A resident had asked Rohee why persons arrested for illegal possession of arms and ammunition were "getting off so lightly" and he responded that there was legislation coming to make possession of unlicensed firearms and ammunition a non-bailable offence. He also told residents that amendments to laws where toy guns are used to commit robberies are being put in place.

"The position of the administration is clear we are committed to making non-bailable offences where persons are found with illegal weapons," the minister told Stabroek News during the interview.

He said any person found with illegal firearms especially those, that are not permitted by law to be used by civilians should not get bail in the courts.

Rohee observed that persons were getting off when found with AK-47 rifles and other automatic weapons. "From time to time these weapons have fallen into the hands of criminals if persons are found with them they should not be given bail."

Asked whether the administration knew who the gun-runners were and where the guns were coming from, Rohee said that clearly the gunmen are those involved in the criminal underworld: the drugs men, bandits, human traffickers and other criminals.

He said that some of these persons are known to the law enforcement agencies.

He added that there are people who are trafficking and smuggling weapons and to deal with that the authorities have to have good intelligence. He said that the police were depending on citizens to provide them with information. Rohee agreed that the country's borders could be further strengthened to prevent arms smuggling, but he insisted that there was no evidence to show that the bulk of the weapons on the streets today are coming from across the borders.

"A lot of the weapons being used by the criminals today were stolen from victims of robberies and other crimes", the minister said.

On whether there was any programme to get the guns off the streets, Rohee said that there is a combination of methodologies which had to be applied.
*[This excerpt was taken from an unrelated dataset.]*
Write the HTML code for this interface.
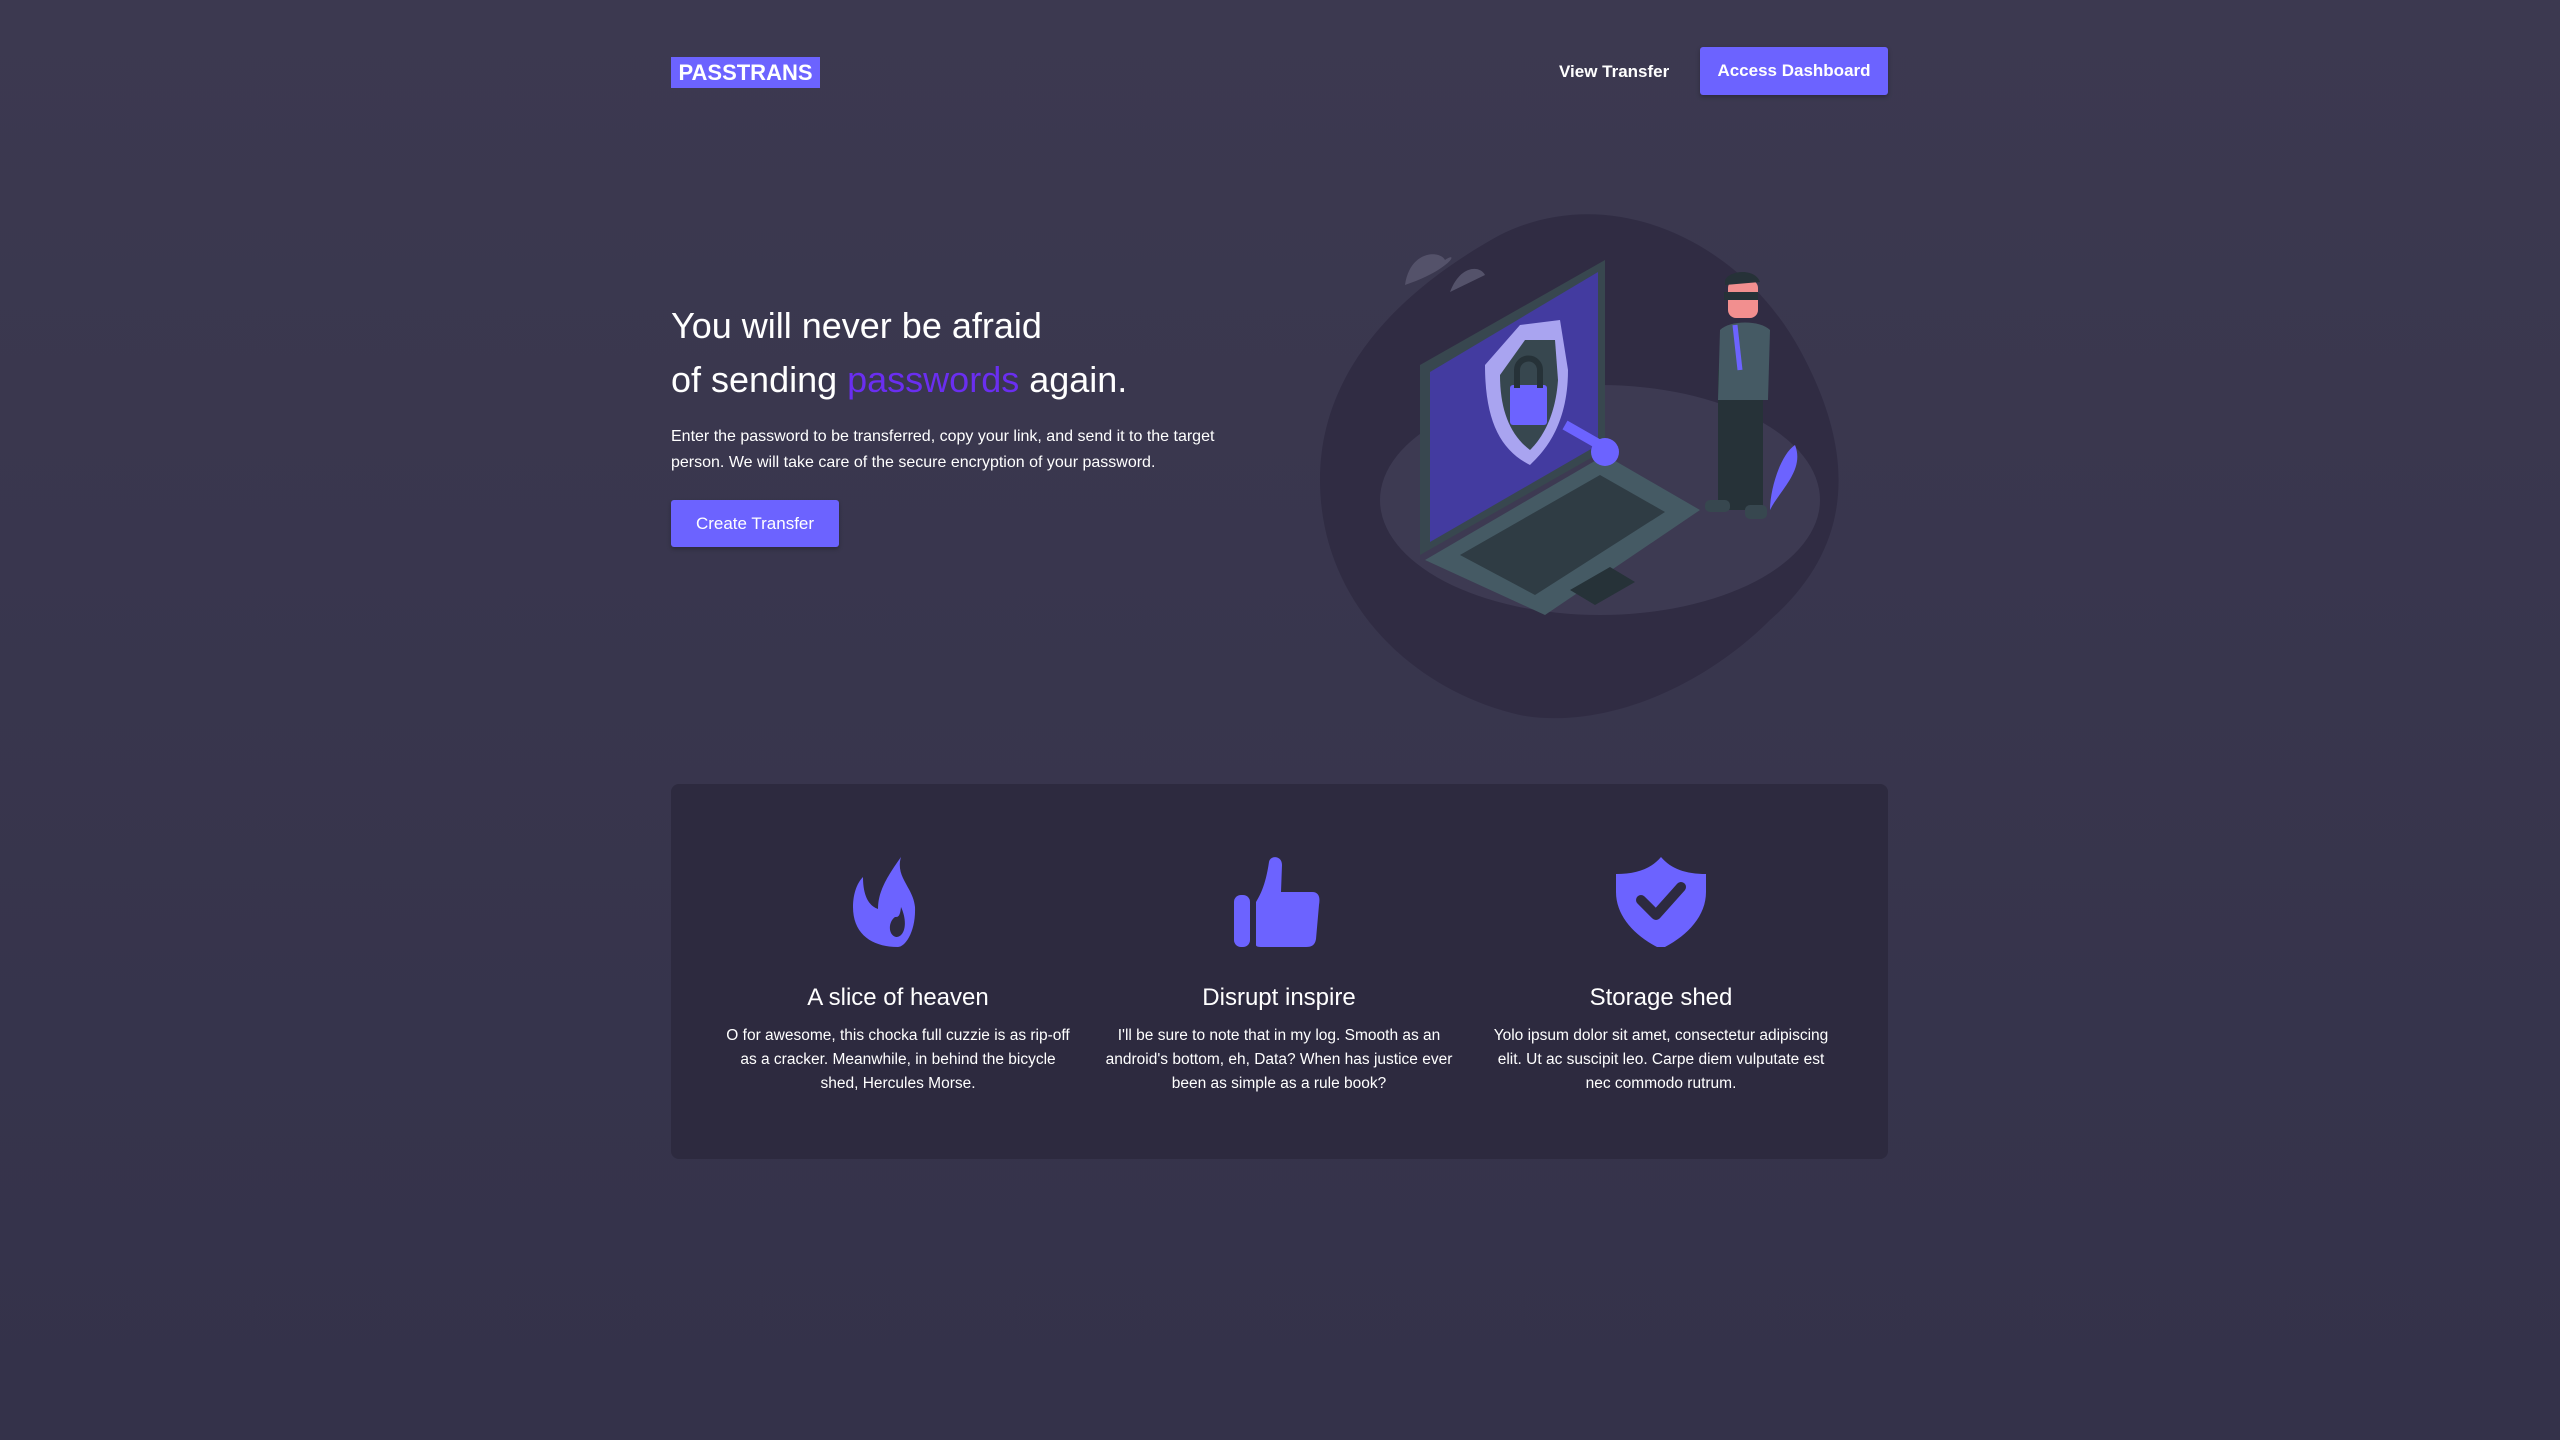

He said critical among them was street and neighbourhood intelligence.

He said that street intelligence could be acted upon immediately, noting that it was good street intelligence which led the police to the house in North Ruimveldt and Bel Air in the recent arms find. "So the key to it is not an amnesty or anything else, it is effective intelligence work to be able to pin where these weapons are, who have them, where they were located and in addition to it, effective operations to capture them in a timely manner."

The minister said that government has established that there are three categories of persons who will be given priority for firearm licences. These are Amerindians, farmers and businessmen. Rohee said however that this did not mean that everyone who falls into those categories will be granted a licence once they apply.

He said everyone had to go through a process, which has been tightened over the years. Concerns were raised two years ago when it was revealed that former Home Affairs Minister, Ronald Gajraj had instructed the approval of a firearm licence upgrade for accused 'hitman' Axel Williams whose name featured prominently during a death squad probe. A Presidential Commission of Inquiry later cleared the minister of any involvement. Rohee said that the Disciplined Forces Commission report also made some recommendations with regard to the granting of firearm licences. He said once these recommendations were adopted the process could be further strengthened.

The minister said since he has taken over the Home Affairs Ministry he has not found any data to show that licensed firearm holders have been using their weapons indiscriminately.

There have been allegations that some businessmen and other licensed firearm holders were into the business of renting their weapons to criminals.

Rohee said that the authority would deal condignly with anyone found to be engaging in this practice. "Any businessman who is found renting a weapon to criminals must be made to feel the full force of the law, what he is doing is handing a firearm to a person who is involved in crime which makes him an accomplice."

He said however that there has not been any hard evidence to prove that this was happening. When asked if he did not believe that some persons were actually involved in renting their weapons, Rohee said "Well if people rent passports and sell passports to facilitate backtrack (illegal migration) activities I have no reason to doubt that these things might be happening."